Ellis' amended complaint alleges:
The Defendant Spann, In His Individual Capacity, is liable to Mr. Ellis for the constitutional torts of false arrest, false imprisonment, and prosecution without probable cause, by initiating charges and causing the arrest and prosecution of Mr. Ellis in the absence of probable cause.
The Defendant Spann, In His Individual Capacity, is liable to Mr. Ellis for the common law torts of false arrest, false imprisonment, malicious prosecution and abuse of process, by initiating charges and causing the arrest of Mr. Ellis without probable cause, for initiating a baseless prosecution against Mr. Ellis without probable cause and with malice, and for abuse of process by perverting the process of the court for some ulterior purpose after its issuance so as to accomplish a result not commanded by it or not lawfully obtainable under it.

Doc. #31 at ¶¶ 51-52 (paragraph numbering omitted).

         1. Federal claims

         Ellis bases his federal claims on violations of his “Fourth Amendment right to be free from wrongful arrest, false imprisonment, and prosecution without probable cause, made actionable pursuant to 42 U.S.C. § 1983.” Doc. #31 at 1. Spann argues that these claims should be dismissed on the ground of qualified immunity because he did not submit false or misleading information in the affidavit and because he is shielded by the impartial intermediary doctrine.

         “To state a claim under Section 1983, a plaintiff must assert facts to support that a person acting under color of state law denied the plaintiff a right under the Constitution or federal law.” Stem v. Gomez, 813 F.3d 205, 210 (5th Cir. 2016). Additionally, “[w]hen a government official is sued under Section 1983, the plaintiff must allege that the official was either personally involved in the deprivation or that his wrongful actions were causally connected to it.” Id. (quotation marks omitted).
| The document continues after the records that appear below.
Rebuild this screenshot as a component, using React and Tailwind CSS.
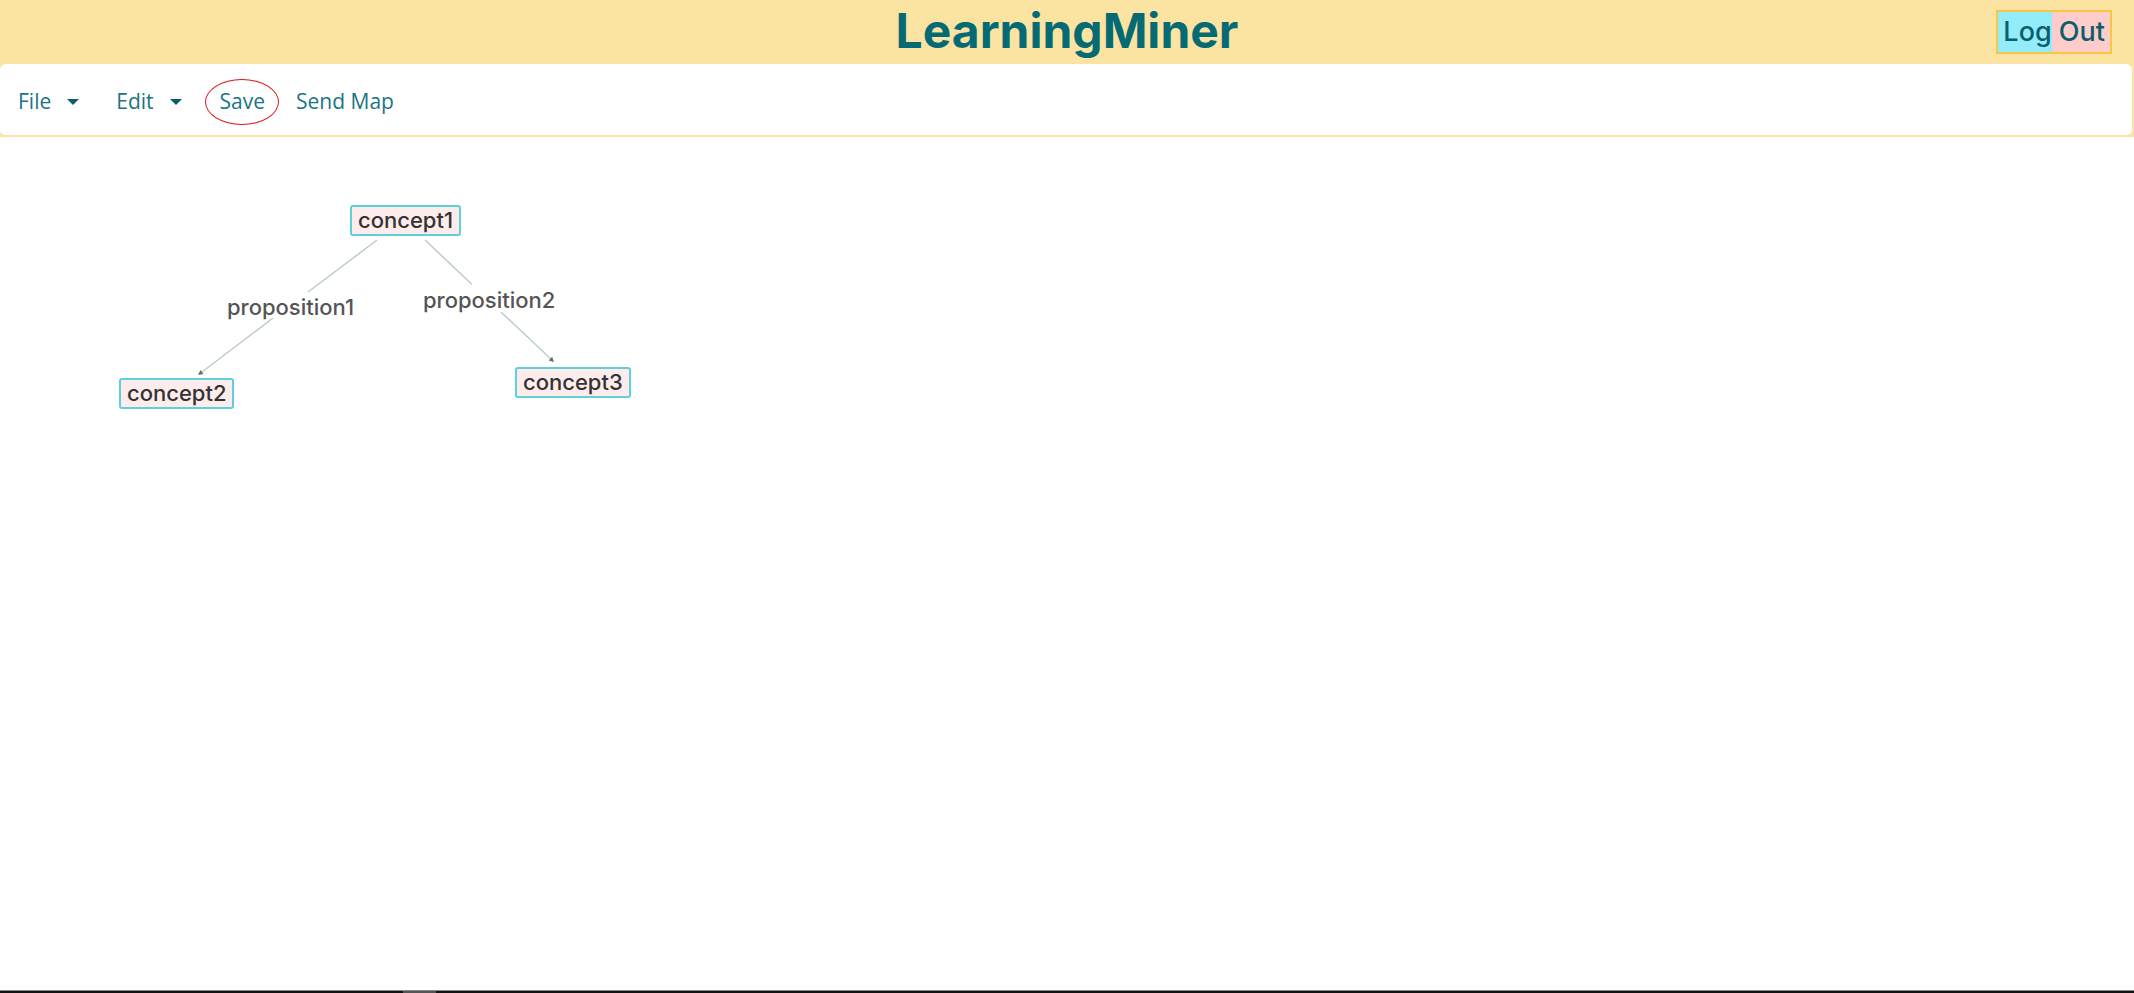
import React from "react";

const sans = { fontFamily: "Inter, 'Noto Sans', sans-serif" };
const menuFont = { fontFamily: "'Open Sans', 'Noto Sans', sans-serif" };

function Caret() {
  return (
    <svg width="14" height="8" viewBox="0 0 14 8" className="ml-[15px]">
      <path d="M1 1 L13 1 L7 7 Z" fill="#0b5d69" />
    </svg>
  );
}

function Node({ left, top, children }) {
  return (
    <div
      className="absolute rounded-[3px] border-2 border-[#5dd0dc] bg-[#fdeceb] px-[6px] text-[22px] leading-[27px] font-medium text-[#333333]"
      style={{ ...sans, left, top }}
    >
      {children}
    </div>
  );
}

function Label({ left, top, children }) {
  return (
    <div
      className="absolute text-[22px] leading-[26px] font-medium text-[#555555]"
      style={{ ...sans, left, top }}
    >
      {children}
    </div>
  );
}

export default function App() {
  return (
    <div className="relative flex h-[993px] w-full flex-col overflow-hidden bg-white">
      <div className="bg-[#fbe3a1]">
        <div className="grid h-[64px] grid-cols-[1fr_auto_1fr] items-center">
          <div />
          <div
            className="text-[48px] leading-none font-bold text-[#056a74] pb-[2px]"
            style={sans}
          >
            LearningMiner
          </div>
          <div className="flex justify-end pr-[22px]">
            <button
              className="flex h-[44px] items-center border-2 border-[#f8c545] text-[27px] font-medium text-[#0b5f6b]"
              style={sans}
            >
              <span className="flex h-full items-center bg-[#92ecf9] pl-[5px]">Log</span>
              <span className="flex h-full items-center bg-[#ffcccc] pr-[5px] whitespace-pre"> Out</span>
            </button>
          </div>
        </div>
        <div
          className="flex h-[73px] items-center rounded-[6px] border-b-2 border-[#fbe3a1] bg-white pl-[18px] pt-[4px] mr-[2px] text-[21px] text-[#1a7585]"
          style={menuFont}
        >
          <div className="flex items-center">
            <span>File</span>
            <Caret />
          </div>
          <div className="ml-[36px] flex items-center">
            <span>Edit</span>
            <Caret />
          </div>
          <div className="relative ml-[37px] flex items-center">
            <span>Save</span>
            <div className="absolute left-1/2 top-1/2 h-[46px] w-[74px] -translate-x-1/2 -translate-y-1/2 rounded-[50%] border-[1.5px] border-[#e0141c]" />
          </div>
          <div className="ml-[31px]">Send Map</div>
        </div>
      </div>

      <div className="relative flex-1 bg-white">
        <svg className="absolute left-0 top-0" width="700" height="300">
          <g stroke="#bccdcc" strokeWidth="1.5" fill="none">
            <line x1="377" y1="103" x2="308" y2="155" />
            <line x1="273" y1="181" x2="200" y2="236.5" />
            <line x1="425" y1="103" x2="472" y2="147.5" />
            <line x1="501" y1="175" x2="552" y2="223" />
          </g>
          <path d="M198 238 L203.5 237 L200.5 233 Z" fill="#5f6f6f" />
          <path d="M554 225 L548.7 223.4 L552.1 219.8 Z" fill="#5f6f6f" />
        </svg>
        <Node left={350} top={68}>concept1</Node>
        <Node left={119} top={241}>concept2</Node>
        <Node left={515} top={230}>concept3</Node>
        <Label left={227} top={157}>proposition1</Label>
        <Label left={423} top={150}>proposition2</Label>
      </div>

      <div className="h-[3px] border-t border-[#8a8a8a] bg-[#111111] relative">
        <div className="absolute left-[403px] top-0 h-full w-[33px] bg-[#555555]" />
      </div>
    </div>
  );
}
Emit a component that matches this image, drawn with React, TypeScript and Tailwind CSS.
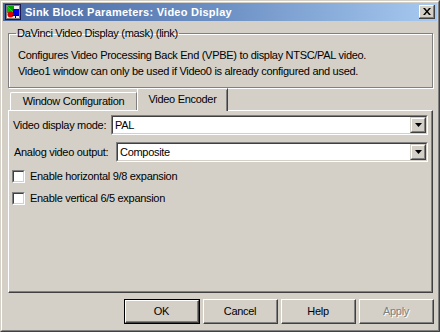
import React from "react";

const font = { fontFamily: '"Liberation Sans", Arial, sans-serif', letterSpacing: "-0.3px" };

function SimIcon() {
  return (
    <svg width="16" height="16" viewBox="0 0 16 16" className="shrink-0">
      <rect x="0.5" y="0.5" width="15" height="15" fill="#d4d0c8" stroke="#1a1a4a" />
      <rect x="1.5" y="1.5" width="13" height="13" fill="#f0f0f0" stroke="#808080" />
      <polygon points="2,2 9,2 9,9" fill="#00a000" />
      <polygon points="2,2 2,9 9,9" fill="#00c000" />
      <rect x="8" y="5" width="6" height="6" fill="#0000e0" />
      <circle cx="5.5" cy="10.5" r="3" fill="#e00000" />
      <line x1="10.5" y1="8" x2="10.5" y2="14" stroke="#000" />
      <line x1="7" y1="11.5" x2="14" y2="11.5" stroke="#000" />
    </svg>
  );
}

function Combo({ value }: { value: string }) {
  return (
    <div className="flex-1 h-[20px] border-t border-l border-[#808080] border-r border-b border-r-white border-b-white">
      <div className="h-full flex items-center border-t border-l border-[#404040] border-r border-b border-r-[#d4d0c8] border-b-[#d4d0c8] bg-white">
        <span className="flex-1 pl-[2px] text-[11px] text-black leading-none">{value}</span>
        <div className="w-[16px] h-full bg-[#d4d0c8] border-t border-l border-t-[#d4d0c8] border-l-[#d4d0c8] border-r border-b border-[#404040]">
          <div className="w-full h-full flex items-center justify-center border-t border-l border-t-white border-l-white border-r border-b border-r-[#808080] border-b-[#808080]">
            <svg width="7" height="4" viewBox="0 0 7 4">
              <polygon points="0,0 7,0 3.5,4" fill="#000" />
            </svg>
          </div>
        </div>
      </div>
    </div>
  );
}

function Check({ label }: { label: string }) {
  return (
    <div className="flex items-center gap-[5px] h-[13px]">
      <div className="w-[13px] h-[13px] border-t border-l border-[#808080] border-r border-b border-r-white border-b-white">
        <div className="w-full h-full bg-white border-t border-l border-[#404040] border-r border-b border-r-[#d4d0c8] border-b-[#d4d0c8]" />
      </div>
      <span className="text-[11px] text-black leading-none">{label}</span>
    </div>
  );
}

function Btn({ label, def, disabled }: { label: string; def?: boolean; disabled?: boolean }) {
  const inner = (
    <div className="w-full h-full border-t border-l border-t-white border-l-white border-r border-b border-[#404040]">
      <div className="w-full h-full flex items-center justify-center border-r border-b border-[#808080]">
        <span
          className={disabled ? "text-[11px] text-[#808080] [text-shadow:1px_1px_0_#fff]" : "text-[11px] text-black"}
        >
          {label}
        </span>
      </div>
    </div>
  );
  return (
    <div className={def ? "w-[76px] h-[25px] border border-black" : "w-[75px] h-[25px]"}>{inner}</div>
  );
}

export default function App() {
  return (
    <div style={font} className="w-[440px] h-[332px] bg-[#d4d0c8] border border-t-[#d4d0c8] border-l-[#d4d0c8] border-r-[#404040] border-b-[#404040]">
      <div className="w-full h-full flex flex-col border border-t-white border-l-white border-r-[#808080] border-b-[#808080] p-px">
        {/* Title bar */}
        <div className="h-[18px] shrink-0 flex items-center pl-[2px] pr-[2px] bg-gradient-to-r from-[#4a69a3] via-[#6d90c4] to-[#a6caf0]">
          <SimIcon />
          <span className="ml-[4px] flex-1 text-[11px] font-bold text-white leading-none tracking-[0.25px]">
            Sink Block Parameters: Video Display
          </span>
          <div className="w-[16px] h-[14px] bg-[#d4d0c8] border-r border-b border-[#404040]">
            <div className="w-full h-full flex items-center justify-center border-t border-l border-t-white border-l-white border-r border-b border-r-[#808080] border-b-[#808080]">
              <svg width="8" height="7" viewBox="0 0 8 7">
                <path d="M0 0h2l2 2.5L6 0h2L5 3.5 8 7H6L4 4.5 2 7H0l3-3.5z" fill="#000" />
              </svg>
            </div>
          </div>
        </div>

        {/* Group box */}
        <fieldset className="mt-[6px] ml-[5px] mr-[4px] h-[61px] shrink-0 border border-[#808080] shadow-[inset_1px_1px_0_#fff,1px_1px_0_#fff] px-[9px]">
          <legend className="ml-[-2px] px-[1px] text-[11px] leading-[13px] text-black">
            DaVinci Video Display (mask) (link)
          </legend>
          <div className="pt-[7px] text-[11px] leading-[16px] text-black">
            <div>Configures Video Processing Back End (VPBE) to display NTSC/PAL video.</div>
            <div>Video1 window can only be used if Video0 is already configured and used.</div>
          </div>
        </fieldset>

        {/* Tabs */}
        <div className="ml-[5px] mr-[4px] h-[22px] shrink-0 flex items-end pl-[2px]">
          <div className="w-[127px] h-[18px] border-t border-l border-white rounded-tl-[2px] border-r border-r-[#808080] flex items-center justify-center">
            <span className="text-[11px] text-black leading-none">Window Configuration</span>
          </div>
          <div className="relative z-10 -mb-px w-[91px] h-[23px] bg-[#d4d0c8] border-t border-l border-white rounded-tl-[2px] border-r border-r-[#404040] flex items-center justify-center pb-[2px]">
            <span className="text-[11px] text-black leading-none">Video Encoder</span>
            <div className="absolute right-0 top-[1px] bottom-0 w-px bg-[#808080]" />
          </div>
        </div>

        {/* Panel */}
        <div className="ml-[5px] mr-[4px] h-[183px] shrink-0 border-t border-l border-white border-r border-b border-r-[#404040] border-b-[#404040]">
          <div className="w-full h-full border-r border-b border-[#808080] pl-[4px] pr-[3px] pt-[4px] flex flex-col">
            <div className="flex items-center gap-[3px] h-[20px]">
              <span className="w-[95px] shrink-0 text-[11px] text-black leading-none">Video display mode:</span>
              <Combo value="PAL" />
            </div>
            <div className="flex items-center gap-[3px] h-[20px] mt-[7px] pl-px">
              <span className="w-[99px] shrink-0 text-[11px] text-black leading-none">Analog video output:</span>
              <Combo value="Composite" />
            </div>
            <div className="mt-[8px] -ml-px">
              <Check label="Enable horizontal 9/8 expansion" />
            </div>
            <div className="mt-[9px] -ml-px">
              <Check label="Enable vertical 6/5 expansion" />
            </div>
          </div>
        </div>

        {/* Buttons */}
        <div className="mt-[6px] flex justify-end items-center gap-[3px] pr-[3px]">
          <Btn label="OK" def />
          <Btn label="Cancel" />
          <Btn label="Help" />
          <Btn label="Apply" disabled />
        </div>
      </div>
    </div>
  );
}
Furthermore, even when a § 1983 cause of action exists, “[t]he doctrine of qualified immunity protects government officials from civil damages liability when their actions could reasonably have been believed to be legal.” Ard, 866 F.3d at 688-89. Thus, the Court must decide whether (1) Ellis suffered a deprivation of a federally protected right; (2) Spann was personally involved in the deprivation or his wrongful actions were causally connected to it; and (3) if Spann was personally involved or causally connected to a deprivation, whether Spann is entitled to qualified immunity for any such violation.

         a. Deprivation of ...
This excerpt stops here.